Nun ich habe versucht ein kleines programm zu schreiben und einen fehler zu erzwingen, diesen aber dann mit throws weiterzuleiten. 
In der konsole erhalte ich aber nun den gleichen fehler, wie wenn ich gar keine fehlerbehandlung benutzt hätte und das programm stürzt ab..

Was bringt es also genau eine throws im programm einzuführen?

vielen dank


----------



## torax13 (14. September 2007)

Kannst Du ein Beispiel (code) Posten?

Gruß

PS: gehört eigentlich nicht in JEE rein, oder?


----------



## zeja (15. September 2007)

Throws kann man benutzen wenn man zum Beispiel eine API für die externe Benutzung anbieten möchte. Tritt ein Fehler auf schreibt man diesen einerseits in ein Log heraus, leitet diesen dann aber auch noch mit throws weiter damit die Anwendung die diese API eventuell benutzt auch über diesen Fehler informiert wird.

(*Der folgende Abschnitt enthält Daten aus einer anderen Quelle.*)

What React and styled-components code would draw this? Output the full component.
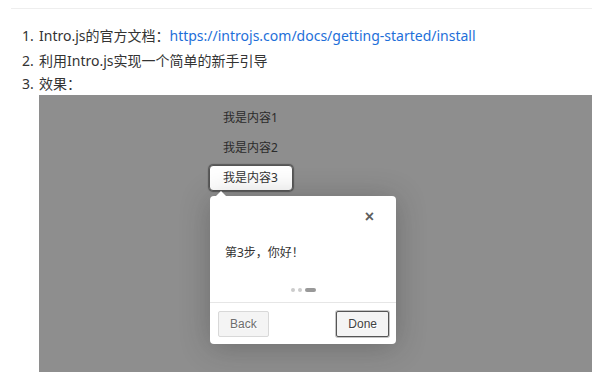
import React from "react";
import styled, { createGlobalStyle } from "styled-components";

const GlobalStyle = createGlobalStyle`
  body {
    margin: 0;
    background: #fff;
    font-family: "Noto Sans", "Noto Sans CJK SC", sans-serif;
    color: #333;
  }
`;

const steps = [
  { id: 1, text: "我是内容1" },
  { id: 2, text: "我是内容2" },
  { id: 3, text: "我是内容3", active: true },
];

const App = () => {
  return (
    <>
      <GlobalStyle />
      <Page>
        <List>
          <Item>
            <Num>1.</Num>
            <span>
              Intro.js的官方文档：
              <Link href="#">https://introjs.com/docs/getting-started/install</Link>
            </span>
          </Item>
          <Item>
            <Num>2.</Num>
            <span>利用Intro.js实现一个简单的新手引导</span>
          </Item>
          <Item compact>
            <Num>3.</Num>
            <span>效果：</span>
            <Demo>
              <Steps>
                {steps.map((s) => (
                  <Step key={s.id} active={s.active}>
                    {s.text}
                  </Step>
                ))}
                <Tooltip>
                  <TipHeader>
                    <Close>×</Close>
                  </TipHeader>
                  <TipBody>第3步，你好！</TipBody>
                  <Bullets>
                    <Dot />
                    <Dot />
                    <Dot active />
                  </Bullets>
                  <TipFooter>
                    <Btn muted>Back</Btn>
                    <Btn focused>Done</Btn>
                  </TipFooter>
                </Tooltip>
              </Steps>
            </Demo>
          </Item>
        </List>
      </Page>
    </>
  );
};

export default App;

const Page = styled.div`
  margin: 8px 13px 0 11px;
  border-top: 1px solid #eeeeee;
`;

const List = styled.ol`
  list-style: none;
  margin: 0;
  padding: 14px 0 0 0;
`;

const Item = styled.li`
  display: grid;
  grid-template-columns: 28px 1fr;
  font-size: 14px;
  line-height: ${(p) => (p.compact ? "22px" : "25px")};
`;

const Num = styled.span`
  padding-left: 11px;
`;

const Link = styled.a`
  color: #1e6fd9;
  text-decoration: none;
`;

const Demo = styled.div`
  grid-column: 2;
  height: 277px;
  background: #8e8e8e;
`;

const Steps = styled.div`
  display: flex;
  flex-direction: column;
  align-items: flex-start;
  gap: 4px;
  padding: 10px 0 0 170px;
`;

const Step = styled.div`
  height: 24px;
  line-height: 24px;
  padding: 0 14px 0 13px;
  font-size: 12px;
  color: ${(p) => (p.active ? "#333" : "#2b2b2b")};
  background: ${(p) => (p.active ? "#fff" : "transparent")};
  border: 1px solid ${(p) => (p.active ? "#555" : "transparent")};
  border-radius: 4px;
  box-shadow: ${(p) => (p.active ? "0 0 1px 1px rgba(33,33,33,0.5)" : "none")};
`;

const Tooltip = styled.div`
  position: relative;
  margin: 1px 0 0 1px;
  width: 186px;
  background: #fff;
  border-radius: 4px;
  box-shadow: 0 3px 30px rgba(33, 33, 33, 0.3);

  &::before {
    content: "";
    position: absolute;
    top: -10px;
    left: 6px;
    border: 5px solid transparent;
    border-bottom-color: #fff;
  }
`;

const TipHeader = styled.div`
  height: 42px;
  display: flex;
  justify-content: flex-end;
  align-items: center;
  padding-right: 22px;
`;

const Close = styled.span`
  font-family: "Liberation Sans", Arial, sans-serif;
  font-size: 16px;
  font-weight: 700;
  color: #5e5e5e;
  line-height: 1;
`;

const TipBody = styled.div`
  padding: 4px 15px;
  line-height: 22px;
  font-size: 12px;
  color: #333;
`;

const Bullets = styled.div`
  display: flex;
  justify-content: center;
  align-items: center;
  gap: 3px;
  padding: 20px 0 10px;
  border-bottom: 1px solid #e6e6e6;
`;

const Dot = styled.span`
  width: ${(p) => (p.active ? "11px" : "4px")};
  height: 4px;
  border-radius: 3px;
  background: ${(p) => (p.active ? "#999" : "#ccc")};
`;

const TipFooter = styled.div`
  display: flex;
  justify-content: space-between;
  padding: 8px 7px 7px 8px;
`;

const Btn = styled.button`
  height: 26px;
  padding: 0 11px;
  font-family: "Liberation Sans", Arial, sans-serif;
  font-size: 12px;
  color: ${(p) => (p.muted ? "#6e6e6e" : "#424242")};
  background: #f4f4f4;
  border: 1px solid ${(p) => (p.focused ? "#555" : "#d8d8d8")};
  border-radius: 2px;
  box-shadow: ${(p) => (p.focused ? "0 0 0 1px rgba(158,158,158,0.6)" : "none")};
  text-shadow: 1px 1px 0 #fff;
  cursor: pointer;
`;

Anderes Beispiel wäre bei Datenbanken: Kann eine bestimmte Aktion auf einer Datenbank nicht durchgeführt werden müssen im Fehlerfall eventuell auch andere Aktionen rückgängig gemacht werden. Dies führt man im catch-Block einerseits durch, informiert dann aber mit einem throws auch den Rest der Anwendung dass ein Fehler aufgetreten ist.


----------



## Thomas Darimont (15. September 2007)

Hallo,

beim Auftreten einer Excpetion zu loggen und dann noch zu throwen ist ein Antipattern:
http://today.java.net/pub/a/today/2006/04/06/exception-handling-antipatterns.html

Das führt nämlich dazu das die Logs extrem aufgebläht werden, da x-mal die selbe Exception gelogged wird, was nachher mehr verwirrt als nützt.

Gruß Tom


----------